Post by DrBullwinkle »

Shush wrote:So why isn't the strafing script I have written that uses force position playing nice with the internal position update commands such as "attack run on target"?
You are trying to compete with commands written in KC code. It is not surprising that those commands have different rules about giving up control to an MSCI script.
  • (Perhaps Jack08 will chime in? He knows his way around that sort of thing.)




If you can get this to work reliably, even if it only works under some conditions, then it would be a brilliant addition to the game.

Suggestion: Give this only to enemies. Or, at least, make the effect stronger for enemies. The player is already overwhelmingly dominant in the vanilla game; enemies need more help.
Shush
Posts: 244
Joined: Sat, 6. Dec 03, 16:21
x4

Re: NPC strafing:

Post by Shush »

Nicoman35 wrote:
Shush wrote:* Strafing with scale=5
http://www.youtube.com/watch?v=F-nk-CRwuNY
Uhhh, what an unpleasant opponent. This will make me run form enemy even more than I do now.... "OH NO :o there comes another one of these killer machines - RUUUN"
Hehe well that was the idea; at scale 5 at 50 frames per second that Xenon L is strafing at around 250ms which is completely ridiculous, but it is interesting to watch how the strafing code and the underlying move/attack commands interact.

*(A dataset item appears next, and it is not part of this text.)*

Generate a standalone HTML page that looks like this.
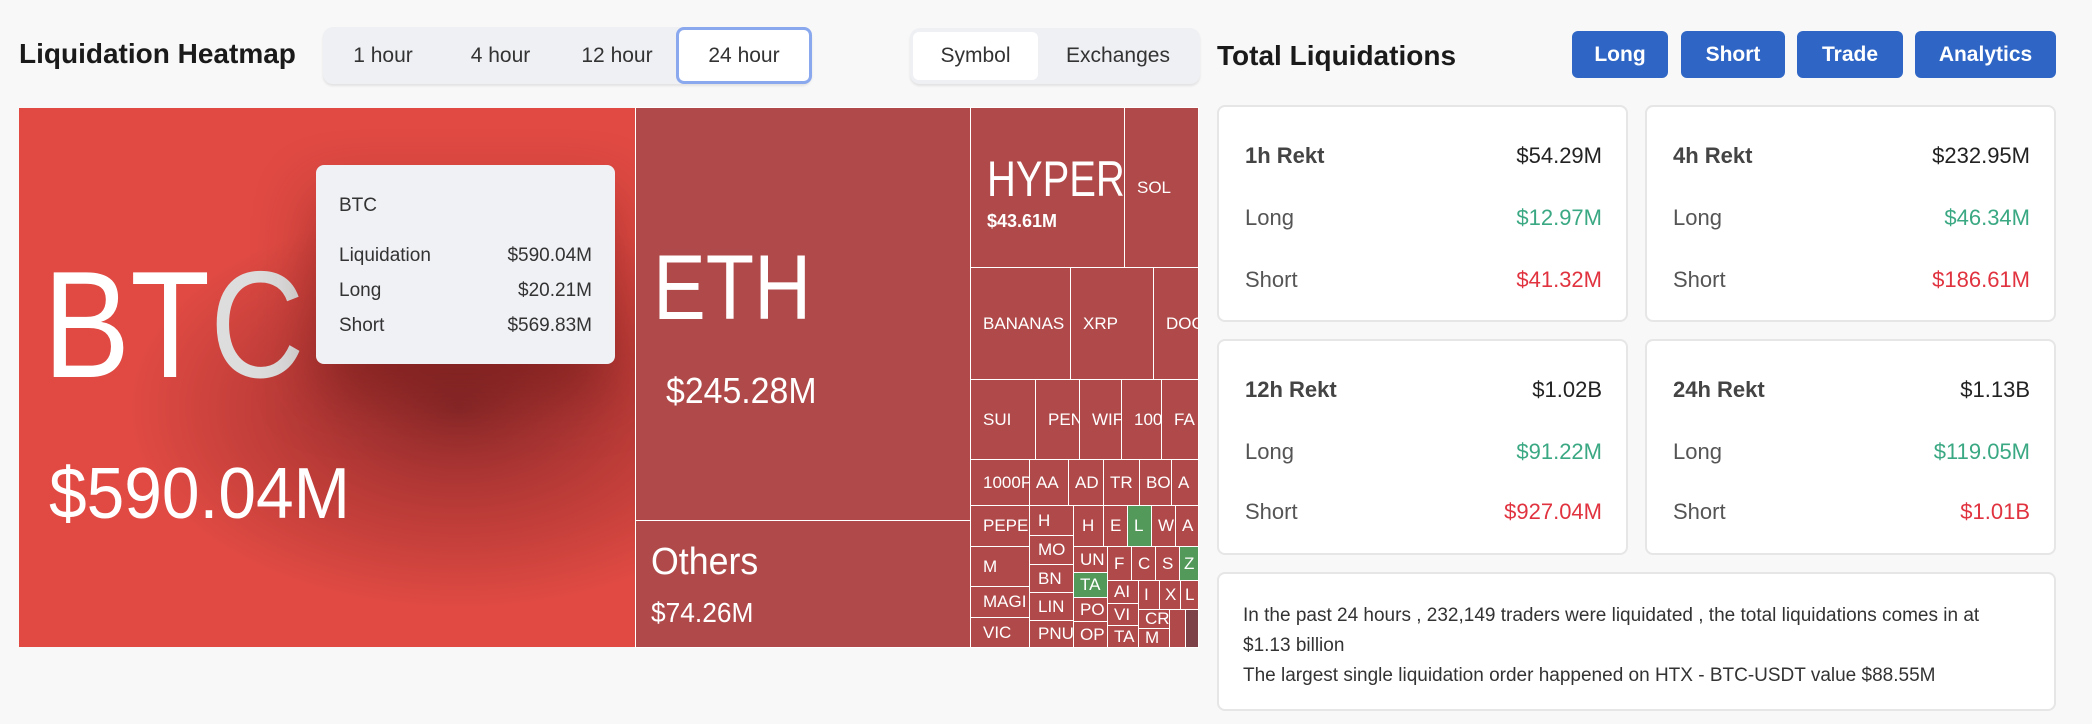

DrBullwinkle wrote:You are trying to compete with commands written in KC code. It is not surprising that those commands have different rules about giving up control to an MSCI script.
I can see where you are coming from, but I don't quite see it that way. What I am doing is modifying a ship's position using a script command, (hence I am actually using the underlying KC code), n times per second. Unfortunately this n times per second is merely a hint when using the wait timer, (as we all know), how many times it actually runs per second is completely dependent on factors like, universe size, scripting load, cpu speed, etc etc. i.e. probably completely non-deterministic, but that is a problem to solve after I solve this issue, (it may not even be a problem at all, as I am not after accurate physical strafing movement, all I am after is a believable visual strafe whilst making the enemy harder to hit.

Back to the updating of position: I think what's really happening is that there is some kind issue with the actual modification of the position by force position and that modification not being reflected back to the internal update routines, (i.e. move/follow/attack etc). In my script I obviously do a get position, calculate my strafe vector, add it to the position, (all done in fixed point), then update the ship's position with this new position. Now if the position I just modified is then used as the input to the next set of update calculations by the internal routines everything should be hunky dory, all I have done is basically add an offset to the ship's position that the internal routines shouldn't know or care about.

If the internal routines are keeping some sort of history or state of previous positions, (which I can't really fathom a need for), then that could cause this kind of issue, as I would be modifying the position causing it to be out of sync with what the internal routines expected it to be.

Anyway you're right I am sure someone can answer this question pretty quickly, it may just not be possible, these internal movement routines may have to be treated as indivisible operations if they are to produce correct movement patterns. With that said though I am doing exactly the same thing in my explosion shockwaves within LIFE and I don't see any of this behaviour, but that's probably because it's almost impossible to focus on a ship that is being accelerated away from the point of origin of an explosion with all the mayhem and screen shake that is going on.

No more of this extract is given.